**GIVEN INSTRUCTION:** Locate every line below that contains the word "screenshot" and copy it.

(Web page code records)
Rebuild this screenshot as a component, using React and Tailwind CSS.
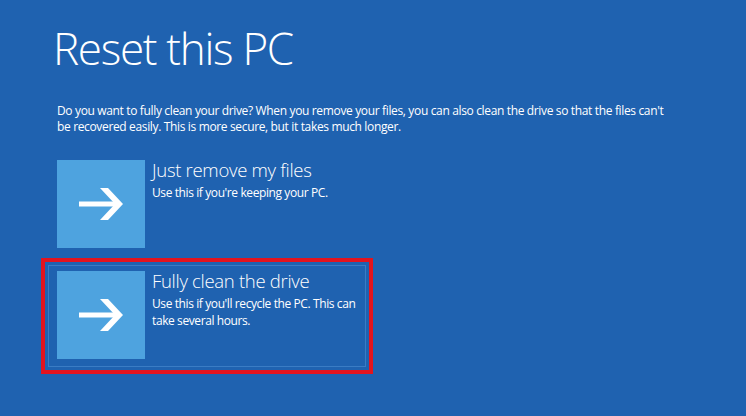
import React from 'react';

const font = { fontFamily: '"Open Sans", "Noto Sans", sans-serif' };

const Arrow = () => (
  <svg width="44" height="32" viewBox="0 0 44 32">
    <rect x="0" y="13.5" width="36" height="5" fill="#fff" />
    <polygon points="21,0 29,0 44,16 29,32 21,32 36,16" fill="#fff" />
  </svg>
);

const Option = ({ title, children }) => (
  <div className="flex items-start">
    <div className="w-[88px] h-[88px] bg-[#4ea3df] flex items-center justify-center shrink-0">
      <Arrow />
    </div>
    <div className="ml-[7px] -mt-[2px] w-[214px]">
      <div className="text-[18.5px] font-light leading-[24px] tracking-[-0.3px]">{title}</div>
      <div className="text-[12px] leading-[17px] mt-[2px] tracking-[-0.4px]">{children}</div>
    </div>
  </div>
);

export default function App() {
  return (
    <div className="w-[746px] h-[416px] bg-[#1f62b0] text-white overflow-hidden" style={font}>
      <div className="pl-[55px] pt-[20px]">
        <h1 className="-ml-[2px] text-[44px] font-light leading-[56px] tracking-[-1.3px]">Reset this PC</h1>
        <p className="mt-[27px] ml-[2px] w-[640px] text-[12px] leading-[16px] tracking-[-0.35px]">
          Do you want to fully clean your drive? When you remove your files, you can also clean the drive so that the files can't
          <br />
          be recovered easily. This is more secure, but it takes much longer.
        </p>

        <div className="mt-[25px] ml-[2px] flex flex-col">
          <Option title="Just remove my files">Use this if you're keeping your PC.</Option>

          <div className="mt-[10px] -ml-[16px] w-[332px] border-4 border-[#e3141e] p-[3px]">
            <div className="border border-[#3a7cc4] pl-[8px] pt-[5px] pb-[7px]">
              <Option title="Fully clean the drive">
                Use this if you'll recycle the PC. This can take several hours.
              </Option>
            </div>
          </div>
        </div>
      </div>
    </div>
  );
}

==

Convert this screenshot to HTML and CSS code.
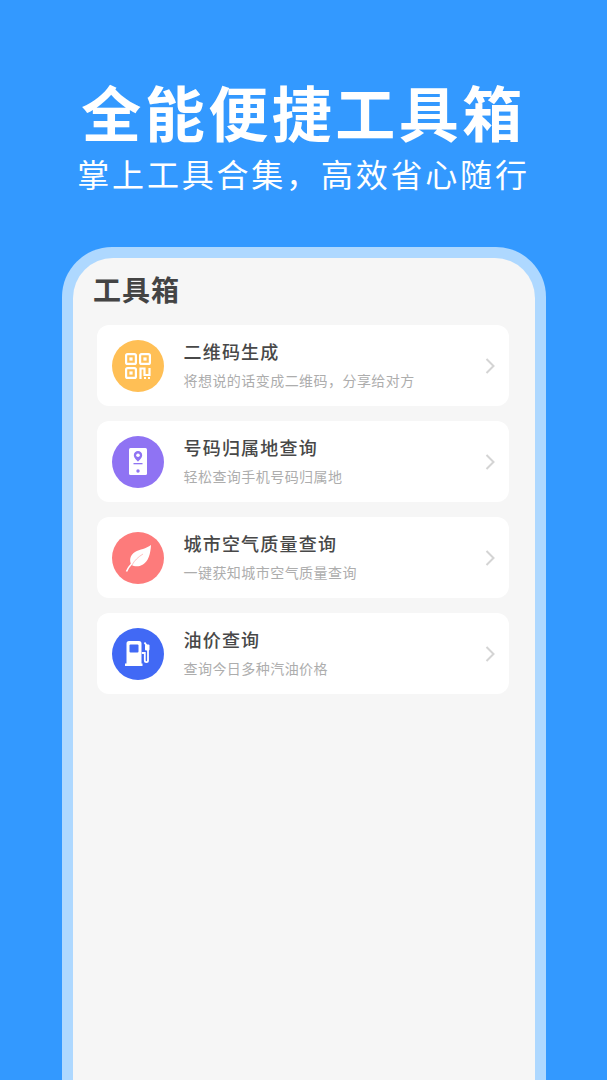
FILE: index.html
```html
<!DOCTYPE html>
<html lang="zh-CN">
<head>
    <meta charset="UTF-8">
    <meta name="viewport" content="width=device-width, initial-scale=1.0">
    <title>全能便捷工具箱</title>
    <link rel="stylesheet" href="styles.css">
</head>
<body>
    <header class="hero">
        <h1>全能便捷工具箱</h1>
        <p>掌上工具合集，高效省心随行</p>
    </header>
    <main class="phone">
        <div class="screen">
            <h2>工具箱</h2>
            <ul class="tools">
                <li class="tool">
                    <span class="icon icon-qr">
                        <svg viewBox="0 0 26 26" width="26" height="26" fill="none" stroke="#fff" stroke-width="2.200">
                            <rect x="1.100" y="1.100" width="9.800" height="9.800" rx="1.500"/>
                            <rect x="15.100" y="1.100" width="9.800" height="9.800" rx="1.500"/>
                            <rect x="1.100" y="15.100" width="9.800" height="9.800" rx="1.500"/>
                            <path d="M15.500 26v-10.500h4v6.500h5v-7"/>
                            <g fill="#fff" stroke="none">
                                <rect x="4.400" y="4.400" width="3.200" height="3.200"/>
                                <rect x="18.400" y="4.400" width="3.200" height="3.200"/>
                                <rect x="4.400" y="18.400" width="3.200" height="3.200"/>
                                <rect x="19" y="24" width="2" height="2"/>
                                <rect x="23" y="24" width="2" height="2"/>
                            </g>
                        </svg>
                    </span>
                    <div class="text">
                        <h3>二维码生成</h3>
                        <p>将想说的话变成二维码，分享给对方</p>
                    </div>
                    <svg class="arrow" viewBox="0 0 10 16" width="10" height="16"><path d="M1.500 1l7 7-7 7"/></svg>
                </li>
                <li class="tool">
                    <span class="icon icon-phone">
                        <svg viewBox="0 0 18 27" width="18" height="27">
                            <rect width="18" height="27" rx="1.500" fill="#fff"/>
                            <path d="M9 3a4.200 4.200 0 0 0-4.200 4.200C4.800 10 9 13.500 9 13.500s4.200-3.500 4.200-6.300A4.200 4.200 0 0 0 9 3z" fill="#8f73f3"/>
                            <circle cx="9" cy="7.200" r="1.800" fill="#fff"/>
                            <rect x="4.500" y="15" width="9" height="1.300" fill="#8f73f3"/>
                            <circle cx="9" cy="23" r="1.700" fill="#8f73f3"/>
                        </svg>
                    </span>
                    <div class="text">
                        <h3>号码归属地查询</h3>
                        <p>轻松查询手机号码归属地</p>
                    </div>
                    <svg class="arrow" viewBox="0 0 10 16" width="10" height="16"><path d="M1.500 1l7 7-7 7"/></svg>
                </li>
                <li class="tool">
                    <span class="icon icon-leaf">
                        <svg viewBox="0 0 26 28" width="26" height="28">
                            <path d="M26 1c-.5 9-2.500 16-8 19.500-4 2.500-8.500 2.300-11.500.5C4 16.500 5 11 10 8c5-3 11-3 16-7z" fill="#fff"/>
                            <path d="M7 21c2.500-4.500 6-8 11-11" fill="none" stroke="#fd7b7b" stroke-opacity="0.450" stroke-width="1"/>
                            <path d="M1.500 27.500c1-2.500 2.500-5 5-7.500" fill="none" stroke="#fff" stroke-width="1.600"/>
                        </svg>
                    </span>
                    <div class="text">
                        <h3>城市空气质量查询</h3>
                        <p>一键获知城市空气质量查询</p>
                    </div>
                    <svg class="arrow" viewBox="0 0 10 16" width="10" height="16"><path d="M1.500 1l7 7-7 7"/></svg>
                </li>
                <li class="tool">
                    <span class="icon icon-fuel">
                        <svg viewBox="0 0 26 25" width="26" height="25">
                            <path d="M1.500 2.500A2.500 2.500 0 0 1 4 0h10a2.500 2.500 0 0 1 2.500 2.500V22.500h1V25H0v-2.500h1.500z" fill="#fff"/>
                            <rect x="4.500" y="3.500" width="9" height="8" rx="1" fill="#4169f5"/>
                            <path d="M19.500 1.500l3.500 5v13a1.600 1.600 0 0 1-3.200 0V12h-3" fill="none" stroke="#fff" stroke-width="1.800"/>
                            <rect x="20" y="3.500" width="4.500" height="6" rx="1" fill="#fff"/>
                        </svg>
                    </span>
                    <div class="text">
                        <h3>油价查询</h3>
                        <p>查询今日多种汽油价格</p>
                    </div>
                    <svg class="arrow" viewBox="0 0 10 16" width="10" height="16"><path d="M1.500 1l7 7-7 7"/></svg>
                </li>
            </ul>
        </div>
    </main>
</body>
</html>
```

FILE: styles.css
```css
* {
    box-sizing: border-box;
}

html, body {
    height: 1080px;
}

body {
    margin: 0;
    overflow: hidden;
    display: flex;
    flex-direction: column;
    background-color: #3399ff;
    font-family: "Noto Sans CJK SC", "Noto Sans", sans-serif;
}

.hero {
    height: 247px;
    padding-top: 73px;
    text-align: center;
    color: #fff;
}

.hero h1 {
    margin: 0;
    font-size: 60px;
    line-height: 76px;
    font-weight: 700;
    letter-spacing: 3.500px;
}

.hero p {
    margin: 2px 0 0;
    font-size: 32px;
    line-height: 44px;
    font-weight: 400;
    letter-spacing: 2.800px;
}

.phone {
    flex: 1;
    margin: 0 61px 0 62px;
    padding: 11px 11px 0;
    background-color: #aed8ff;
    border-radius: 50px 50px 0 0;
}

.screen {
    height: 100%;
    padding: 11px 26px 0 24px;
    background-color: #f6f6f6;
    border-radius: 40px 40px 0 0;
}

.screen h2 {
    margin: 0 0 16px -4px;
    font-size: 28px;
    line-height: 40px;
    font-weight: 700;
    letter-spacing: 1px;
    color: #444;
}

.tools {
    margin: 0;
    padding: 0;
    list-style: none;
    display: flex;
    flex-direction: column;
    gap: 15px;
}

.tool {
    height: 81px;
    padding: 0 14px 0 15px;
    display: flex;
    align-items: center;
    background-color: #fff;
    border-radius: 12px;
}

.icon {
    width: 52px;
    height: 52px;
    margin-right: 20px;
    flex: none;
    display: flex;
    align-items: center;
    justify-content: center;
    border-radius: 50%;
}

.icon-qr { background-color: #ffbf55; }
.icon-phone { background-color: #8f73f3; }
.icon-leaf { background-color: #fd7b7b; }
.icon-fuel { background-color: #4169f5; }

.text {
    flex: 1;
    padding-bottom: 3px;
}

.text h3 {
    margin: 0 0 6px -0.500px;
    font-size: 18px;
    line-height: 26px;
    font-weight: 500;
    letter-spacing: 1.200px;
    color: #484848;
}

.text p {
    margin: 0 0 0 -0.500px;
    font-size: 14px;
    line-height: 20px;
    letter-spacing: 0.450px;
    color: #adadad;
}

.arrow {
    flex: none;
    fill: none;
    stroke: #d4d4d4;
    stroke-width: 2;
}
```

**EXPECTED ANSWER:**
Rebuild this screenshot as a component, using React and Tailwind CSS.
Convert this screenshot to HTML and CSS code.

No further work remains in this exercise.